**EXERCISE PROMPT**
Retype the whole listing, please, keeping every line exact and dropping the pictures.

####

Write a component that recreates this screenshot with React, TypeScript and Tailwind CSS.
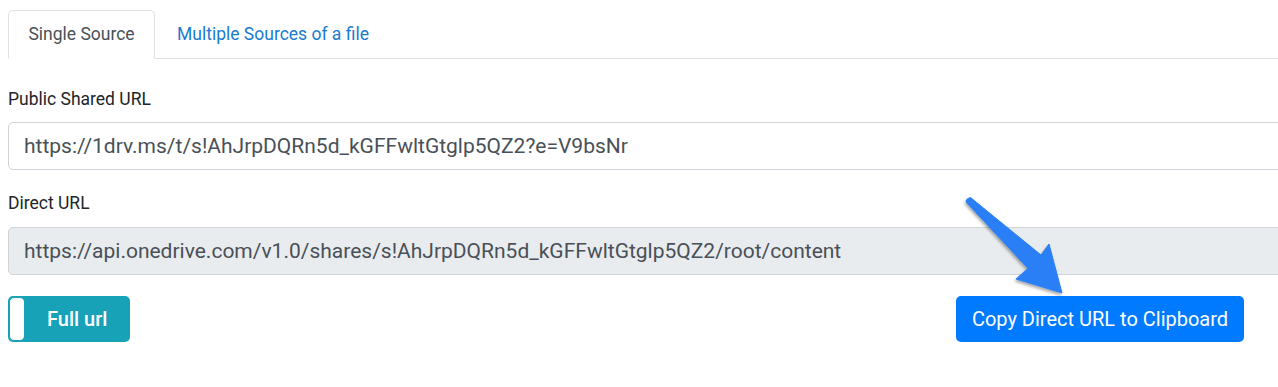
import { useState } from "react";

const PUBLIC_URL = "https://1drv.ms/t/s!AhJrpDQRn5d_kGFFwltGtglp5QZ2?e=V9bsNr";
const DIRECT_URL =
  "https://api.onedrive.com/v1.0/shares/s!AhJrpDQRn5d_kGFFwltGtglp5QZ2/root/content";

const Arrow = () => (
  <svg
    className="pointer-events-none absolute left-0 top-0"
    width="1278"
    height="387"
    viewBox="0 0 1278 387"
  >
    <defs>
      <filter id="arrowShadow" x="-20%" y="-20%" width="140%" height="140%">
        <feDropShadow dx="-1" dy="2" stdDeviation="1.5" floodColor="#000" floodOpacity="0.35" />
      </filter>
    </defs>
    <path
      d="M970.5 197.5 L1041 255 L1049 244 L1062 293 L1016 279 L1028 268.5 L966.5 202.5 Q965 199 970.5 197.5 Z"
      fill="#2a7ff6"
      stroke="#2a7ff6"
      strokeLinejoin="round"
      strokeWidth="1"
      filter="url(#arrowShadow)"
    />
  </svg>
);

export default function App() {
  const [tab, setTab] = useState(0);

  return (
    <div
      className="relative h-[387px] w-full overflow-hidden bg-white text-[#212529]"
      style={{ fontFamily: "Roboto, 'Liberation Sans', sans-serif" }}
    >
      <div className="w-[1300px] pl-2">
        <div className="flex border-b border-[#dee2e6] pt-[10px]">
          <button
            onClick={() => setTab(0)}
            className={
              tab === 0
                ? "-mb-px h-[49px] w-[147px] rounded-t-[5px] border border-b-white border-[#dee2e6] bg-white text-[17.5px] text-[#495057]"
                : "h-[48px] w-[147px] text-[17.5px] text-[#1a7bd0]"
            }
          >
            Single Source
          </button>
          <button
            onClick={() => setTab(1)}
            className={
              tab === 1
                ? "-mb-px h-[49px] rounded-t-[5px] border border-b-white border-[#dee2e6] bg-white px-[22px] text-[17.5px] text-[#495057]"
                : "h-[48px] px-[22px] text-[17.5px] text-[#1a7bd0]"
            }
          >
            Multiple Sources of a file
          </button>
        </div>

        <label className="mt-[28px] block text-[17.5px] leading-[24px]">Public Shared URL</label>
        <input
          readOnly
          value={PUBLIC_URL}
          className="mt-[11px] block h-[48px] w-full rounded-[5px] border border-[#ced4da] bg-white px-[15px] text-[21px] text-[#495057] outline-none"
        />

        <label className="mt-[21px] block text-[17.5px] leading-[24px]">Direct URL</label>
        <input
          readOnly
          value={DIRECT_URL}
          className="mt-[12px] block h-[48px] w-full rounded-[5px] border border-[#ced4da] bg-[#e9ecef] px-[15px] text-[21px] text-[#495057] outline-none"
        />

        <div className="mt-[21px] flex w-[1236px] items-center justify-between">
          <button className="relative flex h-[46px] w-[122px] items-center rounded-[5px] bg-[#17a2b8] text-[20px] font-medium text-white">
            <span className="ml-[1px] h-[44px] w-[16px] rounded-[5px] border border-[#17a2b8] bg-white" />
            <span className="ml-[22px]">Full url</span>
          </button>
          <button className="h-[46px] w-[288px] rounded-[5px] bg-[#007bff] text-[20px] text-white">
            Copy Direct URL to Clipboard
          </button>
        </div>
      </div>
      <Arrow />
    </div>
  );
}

####

**ANSWER TO THIS TASK**
Write a component that recreates this screenshot with React, TypeScript and Tailwind CSS.
import { useState } from "react";

const PUBLIC_URL = "https://1drv.ms/t/s!AhJrpDQRn5d_kGFFwltGtglp5QZ2?e=V9bsNr";
const DIRECT_URL =
  "https://api.onedrive.com/v1.0/shares/s!AhJrpDQRn5d_kGFFwltGtglp5QZ2/root/content";

const Arrow = () => (
  <svg
    className="pointer-events-none absolute left-0 top-0"
    width="1278"
    height="387"
    viewBox="0 0 1278 387"
  >
    <defs>
      <filter id="arrowShadow" x="-20%" y="-20%" width="140%" height="140%">
        <feDropShadow dx="-1" dy="2" stdDeviation="1.5" floodColor="#000" floodOpacity="0.35" />
      </filter>
    </defs>
    <path
      d="M970.5 197.5 L1041 255 L1049 244 L1062 293 L1016 279 L1028 268.5 L966.5 202.5 Q965 199 970.5 197.5 Z"
      fill="#2a7ff6"
      stroke="#2a7ff6"
      strokeLinejoin="round"
      strokeWidth="1"
      filter="url(#arrowShadow)"
    />
  </svg>
);

export default function App() {
  const [tab, setTab] = useState(0);

  return (
    <div
      className="relative h-[387px] w-full overflow-hidden bg-white text-[#212529]"
      style={{ fontFamily: "Roboto, 'Liberation Sans', sans-serif" }}
    >
      <div className="w-[1300px] pl-2">
        <div className="flex border-b border-[#dee2e6] pt-[10px]">
          <button
            onClick={() => setTab(0)}
            className={
              tab === 0
                ? "-mb-px h-[49px] w-[147px] rounded-t-[5px] border border-b-white border-[#dee2e6] bg-white text-[17.5px] text-[#495057]"
                : "h-[48px] w-[147px] text-[17.5px] text-[#1a7bd0]"
            }
          >
            Single Source
          </button>
          <button
            onClick={() => setTab(1)}
            className={
              tab === 1
                ? "-mb-px h-[49px] rounded-t-[5px] border border-b-white border-[#dee2e6] bg-white px-[22px] text-[17.5px] text-[#495057]"
                : "h-[48px] px-[22px] text-[17.5px] text-[#1a7bd0]"
            }
          >
            Multiple Sources of a file
          </button>
        </div>

        <label className="mt-[28px] block text-[17.5px] leading-[24px]">Public Shared URL</label>
        <input
          readOnly
          value={PUBLIC_URL}
          className="mt-[11px] block h-[48px] w-full rounded-[5px] border border-[#ced4da] bg-white px-[15px] text-[21px] text-[#495057] outline-none"
        />

        <label className="mt-[21px] block text-[17.5px] leading-[24px]">Direct URL</label>
        <input
          readOnly
          value={DIRECT_URL}
          className="mt-[12px] block h-[48px] w-full rounded-[5px] border border-[#ced4da] bg-[#e9ecef] px-[15px] text-[21px] text-[#495057] outline-none"
        />

        <div className="mt-[21px] flex w-[1236px] items-center justify-between">
          <button className="relative flex h-[46px] w-[122px] items-center rounded-[5px] bg-[#17a2b8] text-[20px] font-medium text-white">
            <span className="ml-[1px] h-[44px] w-[16px] rounded-[5px] border border-[#17a2b8] bg-white" />
            <span className="ml-[22px]">Full url</span>
          </button>
          <button className="h-[46px] w-[288px] rounded-[5px] bg-[#007bff] text-[20px] text-white">
            Copy Direct URL to Clipboard
          </button>
        </div>
      </div>
      <Arrow />
    </div>
  );
}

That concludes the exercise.